The relevant GATT agreement on this account is Section C of Article XVIII on Governmental Assistance to Economic Development – GATT 1994. There is no national legislation so far on this account. However, the government can take action under the Article XVIIIC if so required.

A government wishing to provide higher protection through the imposition of restrictions is expected to notify the WTO Secretariat of the (i) particular industry or industries, either existing, new or infant, for the development of which such higher protection is necessary, (ii) the nature of the proposed restrictive measure (increase in tariffs that are bound against further increases, imposition of quantitative restrictions on imports or the introduction of a licensing system etc.), and (iii) the special difficulties that imports pose for the development of such industries.

The notification must be made before the measure is introduced. In exceptional cases, where delay in the introduction of the measure is expected to pose special difficulties to the industry concerned, the notification can be made immediately after the measure is imposed. Pakistan has not yet initiated any action under the Agreement on Safeguard Measures and the Article XVIIIC of GATT 1994.

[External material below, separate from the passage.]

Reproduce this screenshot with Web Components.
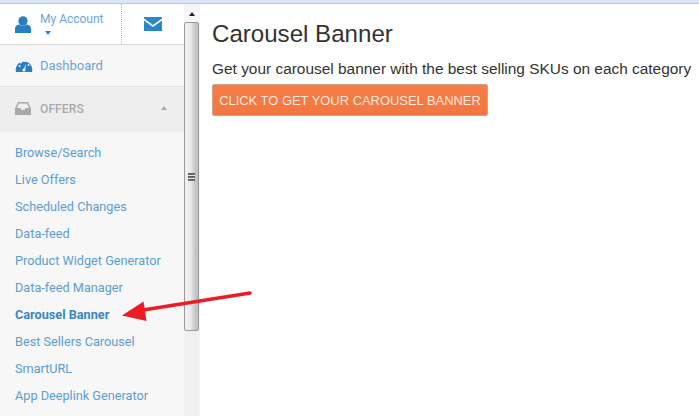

Pakistan’s industry has been operating under high tariff walls during the past. This provided unintended huge protection even to some of the inefficient industries. These inefficient industrial sectors are now finding it difficult to operate under the globalization and reduced tariff protection. However, by and large they have rendered the scarce resources which have gone into their consumption as unproductive. These resources need to be reallocated to more efficient export oriented and import substitution industrial sectors.